Because of global and broad hypersensitivity (caused by the psych drug injury) sometimes two minutes of yoga is exactly the right amount. Sometimes two minutes of yoga right now, five minutes a hour from now and ten minutes before bed is just right. This makes taking classes difficult sometimes and impossible other times. There are many occasions during which more than a few minutes of yoga can put my nervous system into overdrive. Learning just the right amount has been critical.
Listening to the body is very important. Even yoga done when the nervous system isn’t up for it can be counter-productive. Healing from this injury requires nurturing the autonomic nervous system in ways few people trained to teach yoga understand. That said, I’ve found many teachers who are more than happy to trust that I know what my body needs. Find those teachers and work with them if you need a teacher. A good yoga instructor will know to trust your sense of your own body.
I did most of my initial rehabilitation (from having been bedridden) at home on my own where I could listen to my body and do only what I could handle. So that meant, at first, just raising a leg in the air while still in bed and rotating my ankle. I did that with my arms as well. Slowly, slowly I got out of bed. I used a lot of youtube yoga videos. They’re free and there are 100s available to choose from. I always listened to my body and started and stopped videos a lot and just learned poses one by one etc. I had a lot of time on my hands. There was no rush.

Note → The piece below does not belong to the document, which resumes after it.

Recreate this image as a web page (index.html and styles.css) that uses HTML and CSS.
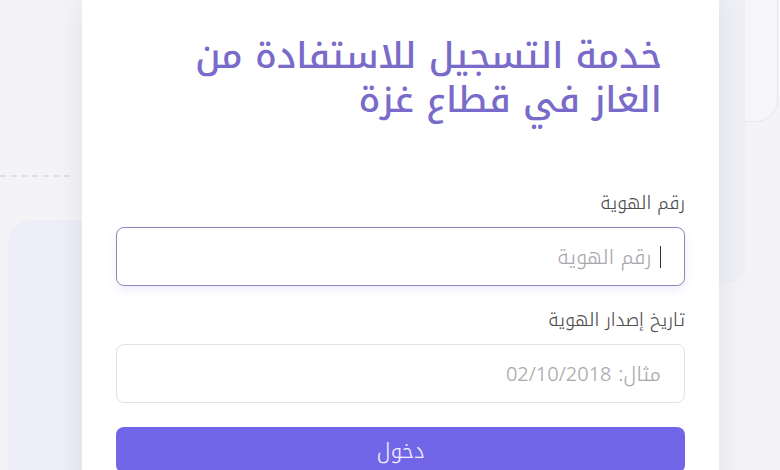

What I discovered as I improved is that with this nervous system injury even now, when I perhaps can walk for 40 minutes in the woods or dance for an hour (those capacities do vary as well), that yoga, somehow, because of how it tends deeply to the nervous system is really powerful and I need to be additionally careful with it…so yeah, often LESS is more. This is critically important to understand for those with serious nervous system injuries like those with protracted psych drug withdrawal syndromes. On those days I don’t go without yoga, but I do a very minimal routine to stretch and remain mobile.
Restorative yoga (the kind where the entire hour class is only 3 or 4 poses laying down) is different in that it’s often easier to tolerate. These days for me it’s almost always a wonderful treat. Early on however even restorative yoga was far too much simply because being still for too long was impossible in that the chaos in my body was totally impossible to sit with for that long. I used to practice meditation in those days a couple of minutes at a time, so laying down for an hour in a class wasn’t therapeutic in the least…in fact it was re-traumatizing at that time.

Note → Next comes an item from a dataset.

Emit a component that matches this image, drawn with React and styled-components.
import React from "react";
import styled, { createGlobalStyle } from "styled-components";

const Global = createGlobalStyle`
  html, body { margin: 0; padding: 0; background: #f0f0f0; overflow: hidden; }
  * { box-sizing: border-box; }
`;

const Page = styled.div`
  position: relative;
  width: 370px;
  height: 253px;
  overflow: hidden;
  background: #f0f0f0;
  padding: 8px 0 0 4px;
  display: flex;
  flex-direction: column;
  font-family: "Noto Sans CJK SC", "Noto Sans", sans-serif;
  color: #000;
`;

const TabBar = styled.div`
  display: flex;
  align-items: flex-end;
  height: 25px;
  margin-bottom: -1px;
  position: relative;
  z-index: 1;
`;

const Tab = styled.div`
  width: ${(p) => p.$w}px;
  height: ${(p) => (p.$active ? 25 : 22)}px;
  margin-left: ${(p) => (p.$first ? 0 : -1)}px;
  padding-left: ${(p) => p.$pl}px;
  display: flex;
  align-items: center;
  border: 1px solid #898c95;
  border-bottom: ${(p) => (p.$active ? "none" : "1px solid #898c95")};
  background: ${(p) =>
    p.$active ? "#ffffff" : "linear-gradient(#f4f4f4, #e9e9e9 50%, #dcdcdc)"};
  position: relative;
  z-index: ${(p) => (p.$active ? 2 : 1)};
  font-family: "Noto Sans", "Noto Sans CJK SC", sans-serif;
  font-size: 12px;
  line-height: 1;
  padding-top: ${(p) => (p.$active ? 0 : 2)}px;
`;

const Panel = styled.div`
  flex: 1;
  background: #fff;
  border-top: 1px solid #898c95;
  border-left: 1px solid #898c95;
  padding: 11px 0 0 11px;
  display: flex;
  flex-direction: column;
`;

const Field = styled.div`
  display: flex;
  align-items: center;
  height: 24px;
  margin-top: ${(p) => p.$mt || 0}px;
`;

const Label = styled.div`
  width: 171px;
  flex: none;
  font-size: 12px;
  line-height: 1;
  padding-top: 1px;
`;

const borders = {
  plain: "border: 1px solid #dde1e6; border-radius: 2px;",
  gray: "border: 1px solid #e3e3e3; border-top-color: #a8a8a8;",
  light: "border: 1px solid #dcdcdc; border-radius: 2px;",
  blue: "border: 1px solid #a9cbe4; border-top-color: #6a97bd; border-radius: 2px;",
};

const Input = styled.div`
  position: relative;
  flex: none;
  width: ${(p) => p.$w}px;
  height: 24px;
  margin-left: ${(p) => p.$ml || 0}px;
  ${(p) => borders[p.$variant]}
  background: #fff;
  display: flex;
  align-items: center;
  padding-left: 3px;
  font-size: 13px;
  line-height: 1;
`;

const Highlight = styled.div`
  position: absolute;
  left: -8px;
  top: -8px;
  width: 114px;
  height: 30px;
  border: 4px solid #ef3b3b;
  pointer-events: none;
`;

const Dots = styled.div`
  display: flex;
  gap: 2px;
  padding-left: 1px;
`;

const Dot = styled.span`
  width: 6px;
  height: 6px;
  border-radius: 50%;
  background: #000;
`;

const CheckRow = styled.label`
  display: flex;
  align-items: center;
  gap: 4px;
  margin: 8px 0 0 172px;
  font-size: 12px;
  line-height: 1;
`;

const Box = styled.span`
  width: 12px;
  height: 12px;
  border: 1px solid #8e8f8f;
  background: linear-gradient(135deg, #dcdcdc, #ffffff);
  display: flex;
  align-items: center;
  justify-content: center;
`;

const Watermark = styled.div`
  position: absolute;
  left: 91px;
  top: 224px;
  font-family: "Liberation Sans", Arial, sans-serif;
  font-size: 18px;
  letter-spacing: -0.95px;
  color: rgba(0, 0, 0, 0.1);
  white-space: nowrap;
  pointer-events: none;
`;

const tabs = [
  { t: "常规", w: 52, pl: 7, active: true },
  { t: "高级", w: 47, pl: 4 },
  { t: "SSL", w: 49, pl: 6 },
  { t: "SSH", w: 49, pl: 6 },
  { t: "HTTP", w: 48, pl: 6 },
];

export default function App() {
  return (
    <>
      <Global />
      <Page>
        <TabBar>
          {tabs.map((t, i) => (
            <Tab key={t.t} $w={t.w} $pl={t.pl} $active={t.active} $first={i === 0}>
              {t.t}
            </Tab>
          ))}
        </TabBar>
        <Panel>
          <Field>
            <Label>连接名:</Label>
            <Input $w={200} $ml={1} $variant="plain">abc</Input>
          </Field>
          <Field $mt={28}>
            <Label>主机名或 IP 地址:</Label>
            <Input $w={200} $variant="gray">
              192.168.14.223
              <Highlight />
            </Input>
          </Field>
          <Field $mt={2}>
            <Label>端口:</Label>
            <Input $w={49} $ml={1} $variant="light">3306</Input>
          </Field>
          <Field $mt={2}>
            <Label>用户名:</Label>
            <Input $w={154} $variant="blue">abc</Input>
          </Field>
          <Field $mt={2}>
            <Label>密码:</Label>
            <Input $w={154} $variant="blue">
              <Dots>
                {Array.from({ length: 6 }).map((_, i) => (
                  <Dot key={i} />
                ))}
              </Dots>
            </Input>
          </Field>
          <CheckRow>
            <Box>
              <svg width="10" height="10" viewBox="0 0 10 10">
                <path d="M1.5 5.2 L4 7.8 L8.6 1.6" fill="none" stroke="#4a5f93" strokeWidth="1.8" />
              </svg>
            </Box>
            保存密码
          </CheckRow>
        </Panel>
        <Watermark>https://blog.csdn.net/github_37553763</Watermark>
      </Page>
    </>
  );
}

Now though with other kinds of yoga, it’s not about chaos in the body that makes me need to stop…it’s literally about the nervous system getting overstimulated and if I don’t pay attention I end up regretting it later with days stuck at home again. I’m not sure the language I’m using is clear…but I suspect folks who have this sort of injury will know what I’m saying. Mostly I want to talk about trusting oneself with exercise in general and not overdoing it. I get email sometimes from folks who are dealing with psychiatric drug withdrawal syndrome who assume yoga is safe and they go to a class and get really messed up. This can happen with any style of yoga when we’re very sensitive…even the gentle sorts. Starting really slowly and gently is very important so that you get to know what your body can handle.
Bottom line for everyone, regardless of injury or state of well-being, listening to the body and deeply honoring it’s limits is important when practicing yoga.